This morning I had just chicken breast for breakfast but ate the skin too.

I am also trying to work out why I feel so tired today! Struggling to get up and move.

Lucy - Some of your fatigue could be from reducing your carbs along the way. Some folks notice a dip in energy (I didn't), some have almost hangover symptoms and some lucky people just sail on through the transition. If you do have a carb hangover (sometimes known as carb flu), it's likely to disappear in a few days. Just go with the flow and try not to over analise absolutely everything in these early days.

It looks like you have a plan which sounds good.

My approach was quite simple, once I worked out what needed to be done, and that was I cut out all the obvious stuff I could - bread, potatoes, pasta, rice, and the obvious sugars, and decided I'd try to just get my carbs from vegetables.

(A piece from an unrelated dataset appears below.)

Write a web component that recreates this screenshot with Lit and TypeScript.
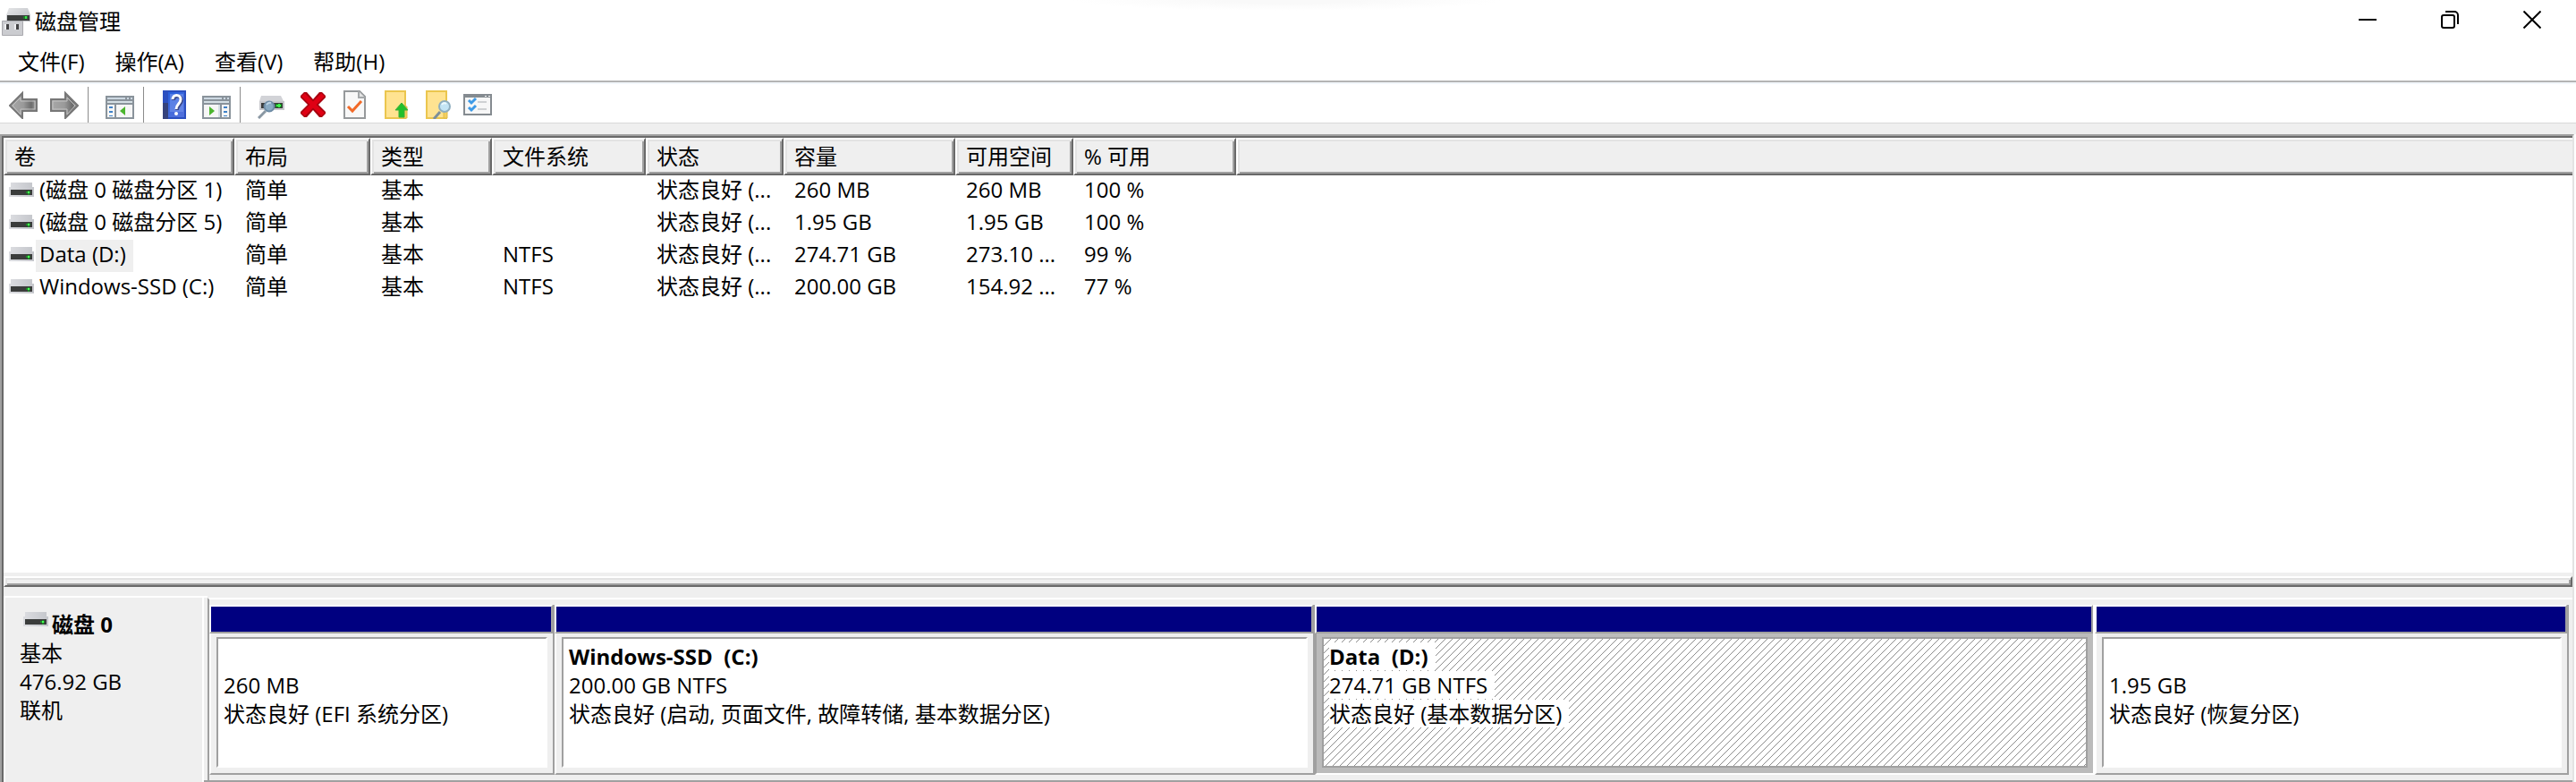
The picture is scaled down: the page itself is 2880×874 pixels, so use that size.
import { LitElement, html, css, svg } from "lit";
import { customElement, property, state } from "lit/decorators.js";
import { classMap } from "lit/directives/class-map.js";

const ICONS: Record<string, unknown> = {
  app: svg`
    <defs><linearGradient id="a" x1="0" y1="0" x2="1" y2="1"><stop offset="0" stop-color="#e4e5e7"/><stop offset="1" stop-color="#b9bbc0"/></linearGradient></defs>
    <path d="M8 2h21l3 8v7H5v-7z" fill="url(#a)"/>
    <path d="M6 10h25v6H6z" fill="#3a3c3b"/>
    <path d="M24 11h5v3h-5z" fill="#1d7a25"/><path d="M26 11h2v3h-2z" fill="#37e04a"/>
    <path d="M.5 16.500h23v16H.5z" fill="#cbccd0" stroke="#a9a9ae"/>
    <path d="M3 20h3v6H3zM14 20h3v6h-3z" fill="#efeff2"/>
    <path d="M5 20h3v6H5zM16 20h3v6h-3z" fill="#454547"/>`,
  back: svg`
    <defs><linearGradient id="g" x1="0" y1="0" x2="1" y2="0"><stop offset="0" stop-color="#a8a8a8"/><stop offset=".5" stop-color="#9a9a9a"/><stop offset=".8" stop-color="#6c6c6c"/><stop offset="1" stop-color="#a4a4a4"/></linearGradient></defs>
    <path d="M1 17 15 3v7h16v13H15v8z" fill="url(#g)" stroke="#777" stroke-width="2"/>
    <path d="M4 17 13 8v4h16v9H13v6z" fill="none" stroke="#c2c2c2"/>`,
  forward: svg`
    <defs><linearGradient id="g" x1="0" y1="0" x2="1" y2="0"><stop offset="0" stop-color="#a4a4a4"/><stop offset=".25" stop-color="#7c7c7c"/><stop offset=".6" stop-color="#9c9c9c"/><stop offset="1" stop-color="#a8a8a8"/></linearGradient></defs>
    <path d="M31 17 17 3v7H1v13h16v8z" fill="url(#g)" stroke="#777" stroke-width="2"/>
    <path d="M28 17 19 8v4H3v9h16v6z" fill="none" stroke="#c2c2c2"/>`,
  tree: svg`
    <path d="M0 6h32v26H0z" fill="#8a939b"/><path d="M2 8h20v2H2zM24 8h2v2h-2zM28 8h2v2h-2z" fill="#cdd8e2"/>
    <path d="M2 12h28v2H2z" fill="#d5dfe5"/><path d="M2 16h8v14H2zM12 16h18v14H12z" fill="#f6f6f6"/>
    <path d="M4 18h4v2H4zM4 23h4v2H4zM4 28h4v1H4z" fill="#3f82c8"/><path d="M22 18v10l-6-5z" fill="#4bb52e"/>`,
  help: svg`
    <defs><linearGradient id="h" x1="0" y1="0" x2=".5" y2="1"><stop offset="0" stop-color="#2860dd"/><stop offset="1" stop-color="#4f6fdc"/></linearGradient></defs>
    <path d="M2 0h26v32H2z" fill="#2b4fc0"/><path d="M8 2h18v28H8z" fill="url(#h)"/><path d="M10 4h15v20H10z" fill="#7898ec" opacity=".55"/>
    <path d="M2 14h6v18H2z" fill="#35427c"/>
    <path d="M14 11c0-6 9-6 9 0 0 5-5 5-5 11" fill="none" stroke="#3c4a8c" stroke-width="4"/>
    <path d="M13 10c0-6 9-6 9 0 0 5-5 5-5 11" fill="none" stroke="#fff" stroke-width="3"/><circle cx="17" cy="26" r="2" fill="#fff"/>`,
  pane: svg`
    <path d="M0 6h32v26H0z" fill="#8a939b"/><path d="M2 8h20v2H2zM24 8h2v2h-2zM28 8h2v2h-2z" fill="#cdd8e2"/>
    <path d="M2 12h28v2H2z" fill="#d5dfe5"/><path d="M2 16h18v14H2zM22 16h8v14h-8z" fill="#f6f6f6"/><path d="M18 16h2v14h-2z" fill="#d5dfe5"/>
    <path d="M24 18h4v2h-4zM24 23h4v2h-4zM24 28h4v1h-4z" fill="#3f82c8"/><path d="M8 18v10l6-5z" fill="#4bb52e"/>`,
  rescan: svg`
    <path d="M4 6h22l3 6v2H2v-2z" fill="#d2d3d7"/><path d="M2 12h28v10H2z" fill="#c7c8cc"/><path d="M4 14h24v6H4z" fill="#3c3e3d"/>
    <path d="M20 15h7v4h-7z" fill="#157a1d"/><path d="M21 16h5v2h-5zM23 15h2v4h-2z" fill="#3ff04c"/>
    <path d="m9 23-8 8" stroke="#8a98a3" stroke-width="3"/><circle cx="13" cy="18" r="5.500" fill="#8aabc4" stroke="#6d8ba4" stroke-width="2"/><path d="M10 16q2-3 5-2" stroke="#bcd3e4" stroke-width="2" fill="none"/>`,
  remove: svg`
    <path d="M2 6 6 2h3l7 8 7-8h3l4 4v2l-8 8 8 8v2l-4 4h-3l-7-8-7 8H6l-4-4v-2l8-8-8-8z" fill="#a8000f"/>
    <path d="m5 5 22 22M27 5 5 27" stroke="#e00014" stroke-width="5"/>`,
  properties: svg`
    <path d="M5 1h17l6 6v24H5z" fill="#f8f8f8" stroke="#96999b" stroke-width="2"/><path d="M21 1v7h7" fill="#e4e4e4" stroke="#a5a8aa" stroke-width="2"/>
    <path d="m9 18 5 5 10-11" fill="none" stroke="#f26a28" stroke-width="3"/>`,
  folderUp: svg`
    <path d="M5 1h22v30H5z" fill="#ffe391" stroke="#ebc64e" stroke-width="2"/><path d="M25 18h4v13h-4z" fill="#f3cf5f" stroke="#e0bb47"/>
    <path d="m23 14 7 8h-4v8h-6v-8h-4z" fill="#22c02b" stroke="#3fae3a"/>`,
  folderFind: svg`
    <path d="M5 1h22v30H5z" fill="#ffe391" stroke="#ebc64e" stroke-width="2"/><path d="M24 20h4v11h-4z" fill="#f3cf5f" stroke="#e0bb47"/>
    <path d="m20 24-7 8" stroke="#7d8f9c" stroke-width="3"/><circle cx="25" cy="18" r="6" fill="#c3e4f4" stroke="#8faebf" stroke-width="2"/><path d="M22 16q2-3 5-1" stroke="#edfaff" stroke-width="2" fill="none"/>`,
  list: svg`
    <path d="M0 4h32v24H0z" fill="#858b90"/><path d="M2 8h28v18H2z" fill="#f7f7f7"/><path d="M24 6h2v1h-2zM28 6h2v1h-2z" fill="#fff"/>
    <path d="m6 11 3 3 5-5M6 19l3 3 5-5" fill="none" stroke="#3d9ae6" stroke-width="3"/><path d="M16 12h10v2H16zM16 20h10v2H16z" fill="#cfd1d3"/>`,
  drive: svg`
    <defs><linearGradient id="d" x1="0" y1="0" x2="1" y2="0"><stop offset="0" stop-color="#dcdde1"/><stop offset="1" stop-color="#c4c6cb"/></linearGradient></defs>
    <path d="M2 0h24v5h2v11H0V5h2z" fill="url(#d)"/><path d="M2 8h24v6H2z" fill="#3b3d3c"/>
    <path d="M19 10h5v2h-5zM21 9h2v5h-2z" fill="#1e8a28"/><path d="M21 10h2v2h-2z" fill="#4dff58"/>`,
  minimize: svg`<path d="M0 9h20v2H0z" fill="#000"/>`,
  restore: svg`<g fill="none" stroke="#000" stroke-width="2"><rect x="1" y="5" width="14" height="14" rx="2"/><path d="M5 1h10a4 4 0 0 1 4 4v10"/></g>`,
  close: svg`<path d="m.5.500 19 19m0-19-19 19" stroke="#000" stroke-width="2" fill="none"/>`,
};

const icon = (name: string, w = 32, h = 32) =>
  html`<svg width=${w} height=${h} viewBox="0 0 ${w} ${h}" aria-hidden="true">${ICONS[name]}</svg>`;

const MENUS = ["文件(F)", "操作(A)", "查看(V)", "帮助(H)"];

const TOOLS: [string, string][][] = [
  [["back", "后退"], ["forward", "前进"]],
  [["tree", "显示/隐藏控制台树"]],
  [["help", "帮助"], ["pane", "显示/隐藏操作窗格"]],
  [["rescan", "重新扫描"], ["remove", "删除"], ["properties", "属性"], ["folderUp", "打开"], ["folderFind", "浏览"], ["list", "设置"]],
];

const COLUMNS: [string, number][] = [
  ["卷", 258], ["布局", 152], ["类型", 136], ["文件系统", 172], ["状态", 154], ["容量", 192], ["可用空间", 132], ["% 可用", 182],
];

const VOLUMES = [
  ["(磁盘 0 磁盘分区 1)", "简单", "基本", "", "状态良好 (...", "260 MB", "260 MB", "100 %"],
  ["(磁盘 0 磁盘分区 5)", "简单", "基本", "", "状态良好 (...", "1.95 GB", "1.95 GB", "100 %"],
  ["Data (D:)", "简单", "基本", "NTFS", "状态良好 (...", "274.71 GB", "273.10 ...", "99 %"],
  ["Windows-SSD (C:)", "简单", "基本", "NTFS", "状态良好 (...", "200.00 GB", "154.92 ...", "77 %"],
];

const PARTITIONS = [
  { name: "", size: "260 MB", status: "状态良好 (EFI 系统分区)", share: 384 },
  { name: "Windows-SSD  (C:)", size: "200.00 GB NTFS", status: "状态良好 (启动, 页面文件, 故障转储, 基本数据分区)", share: 848 },
  { name: "Data  (D:)", size: "274.71 GB NTFS", status: "状态良好 (基本数据分区)", share: 870 },
  { name: "", size: "1.95 GB", status: "状态良好 (恢复分区)", share: 528 },
];

@customElement("volume-table")
class VolumeTable extends LitElement {
  @property({ type: Number }) selected = 2;

  static styles = css`
    :host { display: block; background: #fff; }
    table { width: 100%; border-collapse: separate; border-spacing: 0; table-layout: fixed; }
    th, td { box-sizing: border-box; padding: 0 0 0 12px; text-align: left; font-weight: 400; white-space: nowrap; }
    th {
      height: 42px;
      padding-left: 10px;
      background: #efefef;
      border: 2px solid;
      border-color: #fff #696969 #696969 #fff;
      box-shadow: inset 2px 2px #e3e3e3, inset -2px -2px #a0a0a0;
    }
    th:last-child { border-right: 0; box-shadow: inset 2px 2px #e3e3e3, inset 0 -2px #a0a0a0; }
    td { height: 36px; line-height: 32px; vertical-align: top; }
    td:first-child { padding-left: 6px; }
    .name { display: flex; align-items: center; gap: 2px; }
    .name svg { flex: none; margin-bottom: 4px; }
    .label { height: 36px; padding: 0 8px 0 4px; }
    .label.selected { background: #efefef; }
  `;

  render() {
    return html`
      <table>
        <colgroup>${COLUMNS.map(([, w]) => html`<col style="width:${w}px">`)}<col></colgroup>
        <thead><tr>${COLUMNS.map(([t]) => html`<th scope="col">${t}</th>`)}<th></th></tr></thead>
        <tbody>
          ${VOLUMES.map((row, i) => html`
            <tr>
              ${row.map((text, c) => c === 0
                ? html`<td><div class="name">${icon("drive", 28, 16)}<span class=${classMap({ label: true, selected: i === this.selected })}>${text}</span></div></td>`
                : html`<td>${text}</td>`)}
              <td></td>
            </tr>`)}
        </tbody>
      </table>`;
  }
}

@customElement("disk-map")
class DiskMap extends LitElement {
  @property({ type: Number }) selected = 2;

  static styles = css`
    :host { display: flex; background: #efefef; line-height: 32px; }
    .disk { box-sizing: border-box; flex: none; width: 224px; padding: 14px 0 0 16px; border: 2px solid #fff; border-bottom: 0; }
    .disk-name { display: flex; align-items: flex-start; gap: 4px; font-weight: 700; }
    .disk-name svg { margin: 2px 0 0 4px; }
    .gutter { flex: none; width: 4px; border-top: 2px solid #fff; border-bottom: 2px solid #a0a0a0; }
    .strip {
      flex: 1; min-width: 0; display: flex;
      margin-top: 2px; padding: 6px 4px 6px 0;
      border: solid #a0a0a0; border-width: 2px 0 2px 2px; border-top-color: #fff;
    }
    .partition {
      flex: 1 1 0; min-width: 0; display: flex; flex-direction: column; padding: 0;
      border: 0; border-right: 2px solid #a0a0a0; background: none;
      font: inherit; color: inherit; text-align: left;
    }
    .bar { height: 28px; background: #000080; border: 2px solid; border-color: #fff #a0a0a0 #a0a0a0 #fff; }
    .body { flex: 1; display: flex; padding: 4px 6px 6px; border: solid; border-width: 0 0 2px 2px; border-color: #fff #fff #a0a0a0 #fff; }
    .box { flex: 1; min-width: 0; box-sizing: border-box; height: 146px; padding: 4px 6px 0; background: #fff; border: 2px solid; border-color: #a0a0a0 #fff #fff #a0a0a0; overflow: hidden; }
    .line { display: block; width: fit-content; height: 31px; margin-bottom: 1px; padding-right: 8px; background: #fff; white-space: pre; }
    .title { font-weight: 700; }
    .selected { border-right-color: #fff; }
    .selected .body { background: #bbb; border-color: #fff #fff #fff #a0a0a0; }
    .selected .box {
      border-color: #a0a0a0;
      background: linear-gradient(to bottom right, #fff 46%, #8c8c8c 46% 54%, #fff 54%) 0 0 / 8px 8px;
    }
  `;

  render() {
    return html`
      <section class="disk">
        <div class="disk-name">${icon("drive", 28, 16)}<span>磁盘 0</span></div>
        <div>基本</div>
        <div>476.92 GB</div>
        <div>联机</div>
      </section>
      <div class="gutter"></div>
      <div class="strip">
        ${PARTITIONS.map((p, i) => html`
          <button type="button" class=${classMap({ partition: true, selected: i === this.selected })} style="flex-grow:${p.share}" @click=${() => (this.selected = i)}>
            <div class="bar"></div>
            <div class="body">
              <div class="box">
                <span class="line title">${p.name}</span>
                <span class="line">${p.size}</span>
                <span class="line">${p.status}</span>
              </div>
            </div>
          </button>`)}
      </div>`;
  }
}

@customElement("app-root")
class AppRoot extends LitElement {
  @state() private selected = 2;

  static styles = css`
    :host {
      display: flex; flex-direction: column; min-height: 100vh; overflow: hidden;
      background: #fff; color: #000;
      font: 24px/32px "Open Sans", "Noto Sans CJK SC", sans-serif;
    }
    button { padding: 0; border: 0; background: none; font: inherit; color: inherit; }
    .titlebar { display: flex; height: 48px; background: radial-gradient(closest-side, #f9f9f9 30%, #fff) 50% -12px / 480px 24px no-repeat; }
    .title { flex: 1; display: flex; align-items: center; gap: 5px; padding-left: 2px; margin: 0; font: inherit; }
    .caption { display: flex; align-items: center; justify-content: center; width: 92px; height: 44px; }
    .captions { display: flex; padding-right: 3px; }
    .menu { display: flex; gap: 34px; height: 42px; padding-left: 20px; align-items: center; border-bottom: 2px solid #b4b4b4; }
    .tools { display: flex; height: 40px; padding: 3px 0 0 3px; border-top: 2px solid #f3f8fb; border-bottom: 1px solid #d9d9d9; }
    .group { display: flex; align-items: center; }
    .group + .group::before { content: ""; width: 1px; height: 40px; margin: 0 12px 0 3px; background: #8c8c8c; }
    .tool { display: flex; justify-content: center; align-items: center; width: 46px; height: 40px; }
    .workspace {
      flex: 1; display: flex; flex-direction: column; margin-right: 2px;
      border: 2px solid; border-color: #a0a0a0 #e3e3e3 #efefef #a0a0a0; border-bottom: 0;
    }
    .inner { flex: 1; display: flex; flex-direction: column; border: solid #696969; border-width: 2px 0 0 2px; }
    .spacer { height: 12px; background: #efefef; }
    volume-table { flex: 1; }
    .splitter {
      height: 8px; border: 2px solid; border-color: #fff #696969 #696969 #fff; background: #efefef;
      box-shadow: inset 2px 2px #e3e3e3, inset -2px -2px #a0a0a0, 0 -4px #efefef;
    }
    .gap { height: 10px; background: #efefef; }
    disk-map { height: 208px; }
  `;

  render() {
    return html`
      <header class="titlebar">
        <h1 class="title">${icon("app", 32, 34)}<span>磁盘管理</span></h1>
        <div class="captions">
          ${[["minimize", "最小化"], ["restore", "还原"], ["close", "关闭"]].map(([n, t]) => html`
            <button type="button" class="caption" aria-label=${t}>${icon(n, 20, 20)}</button>`)}
        </div>
      </header>
      <nav class="menu">${MENUS.map((m) => html`<button type="button">${m}</button>`)}</nav>
      <div class="tools" role="toolbar">
        ${TOOLS.map((group) => html`
          <div class="group">${group.map(([n, t]) => html`<button type="button" class="tool" aria-label=${t}>${icon(n)}</button>`)}</div>`)}
      </div>
      <div class="spacer"></div>
      <main class="workspace">
        <div class="inner">
          <volume-table .selected=${this.selected}></volume-table>
          <div class="splitter"></div>
          <div class="gap"></div>
          <disk-map .selected=${this.selected}></disk-map>
        </div>
      </main>`;
  }
}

That really worked for me, in that it was simple, my OH, who does the vast majority of our cooking, could "get it" quickly, so it saved on too many oooopsie moments, although we inevitably did have several.

I didn't deliberately count carbs, or set myself a target level, just followed my approach, although I did keep (and still do, every day) a food diary on myfitnesspal. Once you start adding your regular foods it gets really quick to maintain.

If you can find yourself a simple means of approaching this to begin with at least, it'll be more sustainable and over thinking things can lead to a bit of burn out if we're not careful. We all have days when we wish this would just push right off, but you'll be fine, and once you get past the initial stages and see improvements to your scores it's very easy, in my view, to remain motivated.

Good luck with it all.
 
Cheers @DeusXM - some really good insights in there, and it seems to tie in with what I'm (constantly!) learning when it comes to managing blood glucose levels. Think I'll check out the Dr Bernstein book too - pick out the things that suit the balance I'm looking to achieve, and leave the extra-puritanical stuff.

@lucy123 - I'm a few weeks out since the big diet and lifestyle change, and while I started off with tiny unsatisfying meals, long term that wasn't sustainable, so balancing a few things I like and a few things I should eat which don't spike the levels too much is what I'm aiming for. I'm still getting headaches, which I think is a part of the sugar withdrawal symptoms, but apart from that I'm not finding hunger to be too much of an issue.